Texas Forests

I made this map at the request of the Texas Forestry Association for their museum in Lufkin. It’s designed to be printed 2′ square. I previously developed the forest type layer from FIA data and a suite of environmental predictor variables. We’ll get into that another month.

Map of Texas showing various forest types. It includes pine-oak, oak-pine, upland hardwood, bottomland hardwood, mesquite, and juniper woodlands. The map highlights forest distribution with a color-coded legend and scale bar.

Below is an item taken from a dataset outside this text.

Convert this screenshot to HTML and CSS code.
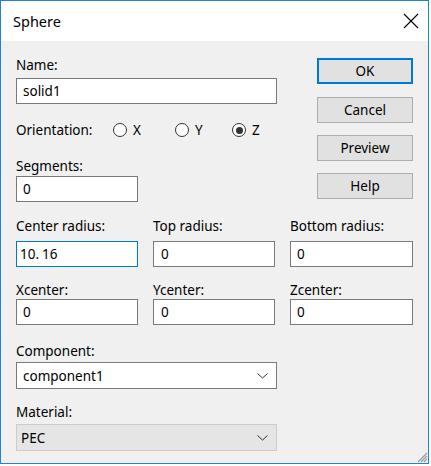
FILE: index.html
```html
<!DOCTYPE html>
<html>
<head>
<meta charset="utf-8">
<link rel="stylesheet" href="styles.css">
</head>
<body>
<div class="window">
  <div class="titlebar">
    <span class="title">Sphere</span>
    <svg class="close" width="16" height="16" viewBox="0 0 16 16"><path d="M1 1 L15 15 M15 1 L1 15" stroke="#000" stroke-width="1.1" fill="none"/></svg>
  </div>
  <div class="content">
    <div class="top">
      <div class="left">
        <div class="label">Name:</div>
        <div class="field name-field">solid1</div>
        <div class="orient">
          <span class="orient-label">Orientation:</span>
          <span class="radio rx"><span class="circle"></span><span>X</span></span>
          <span class="radio ry"><span class="circle"></span><span>Y</span></span>
          <span class="radio rz"><span class="circle checked"></span><span>Z</span></span>
        </div>
        <div class="label seg-label">Segments:</div>
        <div class="field seg-field">0</div>
      </div>
      <div class="buttons">
        <div class="btn default">OK</div>
        <div class="btn">Cancel</div>
        <div class="btn">Preview</div>
        <div class="btn">Help</div>
      </div>
    </div>
    <div class="grid">
      <div class="cell r1"><div class="label">Center radius:</div><div class="field focused">10<span class="dot">.</span>16</div></div>
      <div class="cell r1"><div class="label">Top radius:</div><div class="field pad8">0</div></div>
      <div class="cell r1"><div class="label">Bottom radius:</div><div class="field">0</div></div>
      <div class="cell r2"><div class="label">Xcenter:</div><div class="field">0</div></div>
      <div class="cell r2"><div class="label">Ycenter:</div><div class="field pad8">0</div></div>
      <div class="cell r2"><div class="label">Zcenter:</div><div class="field">0</div></div>
    </div>
    <div class="label comp-label">Component:</div>
    <div class="select comp-select"><span>component1</span><svg class="chev" width="11" height="6" viewBox="0 0 11 6"><path d="M0.5 0.5 L5.5 5 L10.5 0.5" stroke="#333" stroke-width="1" fill="none"/></svg></div>
    <div class="label mat-label">Material:</div>
    <div class="select disabled mat-select"><span>PEC</span><svg class="chev" width="11" height="6" viewBox="0 0 11 6"><path d="M0.5 0.5 L5.5 5 L10.5 0.5" stroke="#333" stroke-width="1" fill="none"/></svg></div>
  </div>
  <svg class="grip" width="12" height="12" viewBox="0 0 12 12">
    <path d="M11 2 L2 11 M11 5 L5 11 M11 8 L8 11" stroke="#9a9a9a" stroke-width="1.2" fill="none"/>
  </svg>
</div>
</body>
</html>
```
FILE: styles.css
```css
* { box-sizing: border-box; }
html, body { margin: 0; padding: 0; background: #ffffff; }
body {
  font-family: "Noto Sans", "Open Sans", sans-serif;
  font-size: 13.5px;
  line-height: 16px;
  color: #000;
}
.window {
  position: relative;
  width: 429px;
  height: 464px;
  border: 1px solid #1a84d8;
  display: flex;
  flex-direction: column;
  background: #f0f0f0;
}
.titlebar {
  height: 40px;
  background: #fff;
  display: flex;
  align-items: center;
  justify-content: space-between;
  padding-left: 12px;
  padding-right: 9px;
}
.title { font-size: 14.5px; line-height: 20px; }
.close { display: block; }
.content {
  flex: 1;
  padding: 16px 15px 0 15px;
}
.top { display: flex; justify-content: space-between; }
.left { width: 261px; }
.label { height: 16px; white-space: nowrap; }
.field {
  height: 26px;
  background: #fff;
  border: 1px solid #7a7a7a;
  padding: 4px 6px;
  white-space: nowrap;
}
.field.focused { border-color: #0078d7; padding-left: 3px; }
.field.pad8 { padding-left: 7px; }
.dot { margin-right: 3px; }
.name-field { margin-top: 5px; }
.orient {
  margin-top: 17px;
  height: 18px;
  display: flex;
  align-items: center;
}
.orient-label { width: 97px; }
.radio { display: flex; align-items: center; gap: 6px; }
.rx { width: 62px; }
.ry { width: 57px; }
.circle {
  width: 14px;
  height: 14px;
  border-radius: 50%;
  border: 1px solid #333;
  background: #fff;
  display: flex;
  align-items: center;
  justify-content: center;
}
.circle.checked::after {
  content: "";
  width: 7px;
  height: 7px;
  border-radius: 50%;
  background: #333;
}
.seg-label { margin-top: 19px; }
.seg-field { margin-top: 2px; width: 122px; }
.buttons {
  width: 96px;
  margin-top: 1px;
  display: flex;
  flex-direction: column;
  gap: 12px;
}
.btn {
  height: 26px;
  background: #e1e1e1;
  border: 1px solid #adadad;
  display: flex;
  align-items: center;
  justify-content: center;
}
.btn.default { border: 2px solid #0078d7; margin-bottom: 1px; }
.grid {
  margin-top: 16px;
  display: grid;
  grid-template-columns: 122px 122px 123px;
  column-gap: 15px;
  row-gap: 15px;
}
.r1 .field { margin-top: 7px; }
.r2 .field { margin-top: 1px; }
.comp-label { margin-top: 18px; }
.select {
  width: 261px;
  height: 27px;
  background: #fff;
  border: 1px solid #7a7a7a;
  display: flex;
  align-items: center;
  justify-content: space-between;
  padding: 0 8px 0 6px;
}
.comp-select { margin-top: 3px; }
.mat-label { margin-top: 15px; }
.mat-select { margin-top: 4px; }
.select.disabled {
  background: #e5e5e5;
  border-color: #cccccc;
  padding-left: 4px;
}
.chev { display: block; }
.grip { position: absolute; right: 0; bottom: 0; }
```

I used a combination of ArcGIS Pro, Adobe Illustrator, and Adobe Photoshop to make this map. The basemap — cities and towns, roads, place labels — is Esri’s topographic basemap, which you often see in maps on the web. Once in Adobe Illustrator, I separated the Texas labels from the non-Texas labels so I could keep the Texas things on top while letting the others fall into the background. I wanted the roads isolated, too, so I could show them with a little more emphasis than the rest of the basemap, so I made a copy of the basemap with just the roads using Esri’s Vector Tile Style Editor. I have a spatial layer called “Not Texas” that I use to diminish areas outside Texas without completely eliminating them. In this map, I used that as a transparent white gradient overlay formatted in Photoshop to soften the background. I also used Photoshop to create the shadow effect around Texas. In addition to the basemap, I’m showing terrain effects with a multi-directional hillshade created from USGS elevation data. This hillshade is mostly transparent and is shown on top of the forest type layer. Finally, text and graphic elements are a dark gray to provide contrast without the harshness of solid black, except for the “You are here” callout, which is red to pop out against the rest of the colors of the map.